[THE REQUEST]
Below are some records. Retype exactly the lines from the one containing "Convert this screenshot" through the one containing "import React from", both included, skipping every picture.

[RECORDS FOR THIS TASK]
##############################

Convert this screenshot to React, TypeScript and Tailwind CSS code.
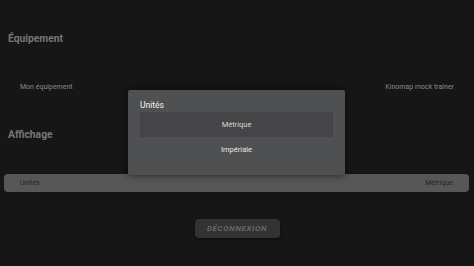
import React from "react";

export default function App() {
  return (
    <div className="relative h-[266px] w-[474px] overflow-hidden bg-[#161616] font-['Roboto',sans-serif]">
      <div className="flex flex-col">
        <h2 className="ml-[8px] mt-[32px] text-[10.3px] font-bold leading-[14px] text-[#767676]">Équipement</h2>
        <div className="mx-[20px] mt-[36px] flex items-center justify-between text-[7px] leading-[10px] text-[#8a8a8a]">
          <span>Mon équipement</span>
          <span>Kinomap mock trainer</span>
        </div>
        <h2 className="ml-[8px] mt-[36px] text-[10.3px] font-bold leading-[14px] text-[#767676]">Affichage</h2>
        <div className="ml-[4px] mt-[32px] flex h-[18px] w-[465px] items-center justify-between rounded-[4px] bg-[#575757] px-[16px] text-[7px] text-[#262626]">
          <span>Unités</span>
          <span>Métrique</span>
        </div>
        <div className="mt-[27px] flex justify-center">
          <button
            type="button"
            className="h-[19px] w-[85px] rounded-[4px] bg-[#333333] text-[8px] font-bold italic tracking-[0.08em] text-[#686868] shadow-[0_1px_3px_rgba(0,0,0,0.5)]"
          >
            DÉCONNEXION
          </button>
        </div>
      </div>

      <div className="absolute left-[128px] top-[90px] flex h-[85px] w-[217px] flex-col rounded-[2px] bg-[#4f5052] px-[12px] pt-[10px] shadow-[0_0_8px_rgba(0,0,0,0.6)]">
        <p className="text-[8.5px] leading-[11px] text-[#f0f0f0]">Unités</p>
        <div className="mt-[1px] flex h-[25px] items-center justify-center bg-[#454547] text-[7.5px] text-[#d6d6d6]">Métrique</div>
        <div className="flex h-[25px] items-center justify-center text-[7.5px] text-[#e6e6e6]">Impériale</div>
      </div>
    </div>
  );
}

##############################

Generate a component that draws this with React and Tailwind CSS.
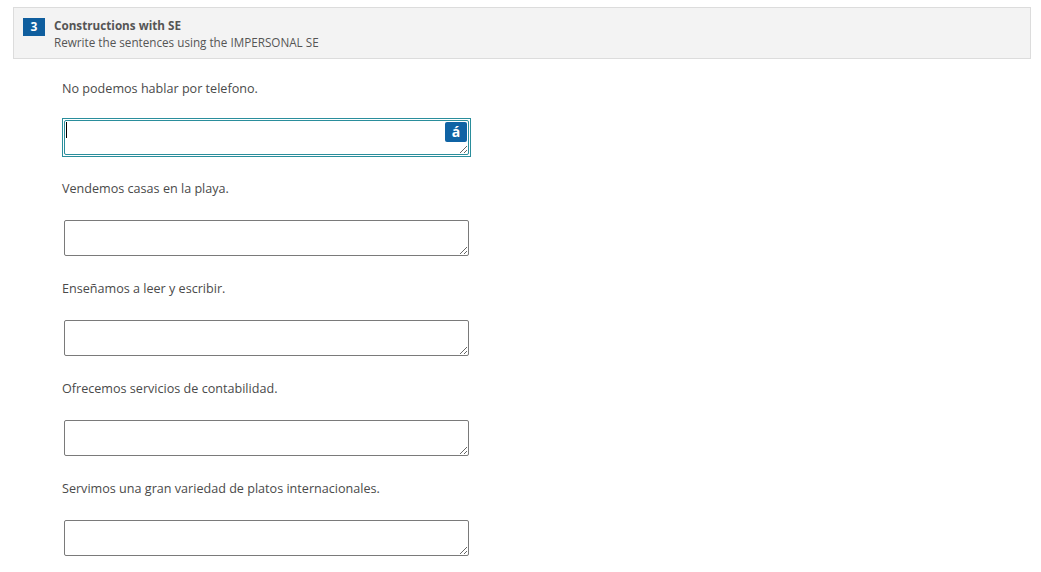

##############################

[COMPLETE RESPONSE]
Convert this screenshot to React, TypeScript and Tailwind CSS code.
import React from "react";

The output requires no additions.